Attention Projection Matrix

Matrix used in attention mechanisms within neural networks, particularly in transformer models, to project input vectors into query, key, and value vectors.
 

Detailed Explanation: In transformer models, the attention mechanism allows the network to weigh the importance of different parts of the input sequence when making predictions. The Attention Projection Matrix is critical in this process, as it transforms the input embeddings into three distinct vectors: queries (Q), keys (K), and values (V). These vectors are then used to calculate the attention scores, which determine how much focus each part of the input should receive. The query, key, and value vectors are derived through matrix multiplications with their respective learned projection matrices (W_q, W_k, W_v).

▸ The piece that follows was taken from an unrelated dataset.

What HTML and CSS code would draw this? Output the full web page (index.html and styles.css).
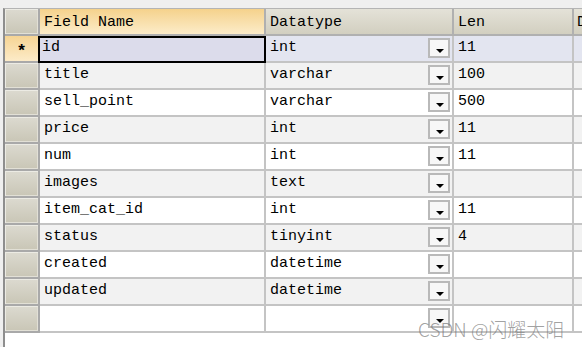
FILE: index.html
```html
<!DOCTYPE html>
<html lang="en">
<head>
  <meta charset="UTF-8">
  <title>Table Design</title>
  <link rel="stylesheet" href="styles.css">
</head>
<body>

  <!-- Field grid -->
  <div class="grid">
    <div class="row head">
      <div class="ind"></div>
      <div class="cell c-name active">Field Name</div>
      <div class="cell c-type">Datatype</div>
      <div class="cell c-len">Len</div>
      <div class="cell c-more">D</div>
    </div>

    <div class="row sel">
      <div class="ind cur">*</div>
      <div class="cell c-name focus">id</div>
      <div class="cell c-type">int<span class="drop"></span></div>
      <div class="cell c-len">11</div>
      <div class="cell c-more"></div>
    </div>
    <div class="row alt">
      <div class="ind"></div>
      <div class="cell c-name">title</div>
      <div class="cell c-type">varchar<span class="drop"></span></div>
      <div class="cell c-len">100</div>
      <div class="cell c-more"></div>
    </div>
    <div class="row">
      <div class="ind"></div>
      <div class="cell c-name">sell_point</div>
      <div class="cell c-type">varchar<span class="drop"></span></div>
      <div class="cell c-len">500</div>
      <div class="cell c-more"></div>
    </div>
    <div class="row alt">
      <div class="ind"></div>
      <div class="cell c-name">price</div>
      <div class="cell c-type">int<span class="drop"></span></div>
      <div class="cell c-len">11</div>
      <div class="cell c-more"></div>
    </div>
    <div class="row">
      <div class="ind"></div>
      <div class="cell c-name">num</div>
      <div class="cell c-type">int<span class="drop"></span></div>
      <div class="cell c-len">11</div>
      <div class="cell c-more"></div>
    </div>
    <div class="row alt">
      <div class="ind"></div>
      <div class="cell c-name">images</div>
      <div class="cell c-type">text<span class="drop"></span></div>
      <div class="cell c-len"></div>
      <div class="cell c-more"></div>
    </div>
    <div class="row">
      <div class="ind"></div>
      <div class="cell c-name">item_cat_id</div>
      <div class="cell c-type">int<span class="drop"></span></div>
      <div class="cell c-len">11</div>
      <div class="cell c-more"></div>
    </div>
    <div class="row alt">
      <div class="ind"></div>
      <div class="cell c-name">status</div>
      <div class="cell c-type">tinyint<span class="drop"></span></div>
      <div class="cell c-len">4</div>
      <div class="cell c-more"></div>
    </div>
    <div class="row">
      <div class="ind"></div>
      <div class="cell c-name">created</div>
      <div class="cell c-type">datetime<span class="drop"></span></div>
      <div class="cell c-len"></div>
      <div class="cell c-more"></div>
    </div>
    <div class="row alt">
      <div class="ind"></div>
      <div class="cell c-name">updated</div>
      <div class="cell c-type">datetime<span class="drop"></span></div>
      <div class="cell c-len"></div>
      <div class="cell c-more"></div>
    </div>
    <div class="row">
      <div class="ind"></div>
      <div class="cell c-name"></div>
      <div class="cell c-type"><span class="drop"></span></div>
      <div class="cell c-len"></div>
      <div class="cell c-more"></div>
    </div>
  </div>

  <div class="mark">CSDN @闪耀太阳</div>

</body>
</html>
```

FILE: styles.css
```css
* { margin: 0; padding: 0; box-sizing: border-box; }
body {
  width: 582px;
  height: 347px;
  overflow: hidden;
  background: #efefef;
  font-family: 'Liberation Mono', 'Noto Sans CJK SC', monospace;
  font-size: 15px;
  color: #000;
  position: relative;
}

.grid {
  margin: 8px 0 0 3px;
  height: 339px;
  border-left: 2px solid #8e8e8e;
  border-top: 1px solid #b4b4b4;
  background: #fff;
}

.row { display: flex; height: 27px; }
.row.alt .cell { background: #f2f2f2; }
.row.sel .cell { background: #e3e5f0; }

.cell {
  position: relative;
  height: 27px;
  padding: 2px 0 0 4px;
  line-height: 20px;
  white-space: nowrap;
  overflow: hidden;
  border-right: 2px solid #c4c4c4;
  border-bottom: 2px solid #c4c4c4;
  background: #fff;
}
.c-name { width: 226px; }
.c-type { width: 188px; }
.c-len { width: 120px; }
.c-more { flex: 1; border-right: none; padding-left: 3px; }

/* row indicators */
.ind {
  width: 35px;
  height: 27px;
  border: 2px solid #a9a9a9;
  border-left: none;
  border-top: none;
  box-shadow: inset 1px 1px 0 #ecebe4, inset -1px -1px 0 #e2e0d6;
  background: linear-gradient(#dcdad0, #c9c6b6);
  text-align: center;
  font-size: 17px;
  font-weight: bold;
  line-height: 32px;
}
.ind.cur { background: linear-gradient(#f6d493, #fcebc8); box-shadow: none; }

/* header */
.head .cell {
  background: linear-gradient(#e4e2d8, #d2cfc0);
  border-color: #b0b0b0;
  padding-top: 4px;
}
.head .cell.active { background: linear-gradient(#f5d28c, #fcecc9); }

/* focused cell */
.row.sel .cell.focus {
  background: #dcdceb;
  border: 2px solid #000;
  padding: 0 0 0 2px;
  width: 228px;
  margin-left: -2px;
}

/* datatype dropdown button */
.drop {
  position: absolute;
  right: 2px;
  top: 2px;
  width: 22px;
  height: 20px;
  border: 2px solid #b9b9b9;
  background: #f7f7f7;
}
.drop::after {
  content: "";
  position: absolute;
  left: 6px;
  top: 9px;
  border-left: 4px solid transparent;
  border-right: 4px solid transparent;
  border-top: 4px solid #000;
}

/* watermark */
.mark {
  position: absolute;
  left: 418px;
  top: 315px;
  font-family: 'Noto Sans CJK SC', sans-serif;
  font-size: 19px;
  font-weight: 300;
  color: rgba(120, 120, 120, 0.7);
  white-space: nowrap;
}
```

The effectiveness of this transformation is pivotal for the model to capture and leverage relationships within the data, enabling sophisticated understanding and generation tasks in natural language processing.

Historical Overview: The concept of using projection matrices in attention mechanisms was introduced with the development of the Transformer architecture by Vaswani et al. in their 2017 paper, "Attention is All You Need." This paper popularized the use of self-attention mechanisms and projection matrices, revolutionizing the field of NLP.

Key Contributors: The development and popularization of the Attention Projection Matrix are credited to Ashish Vaswani, Noam Shazeer, Niki Parmar, Jakob Uszkoreit, Llion Jones, Aidan N. Gomez, Łukasz Kaiser, and Illia Polosukhin, who co-authored the seminal 2017 paper that introduced the Transformer model. Their work has had a profound impact on the evolution of deep learning and natural language processing.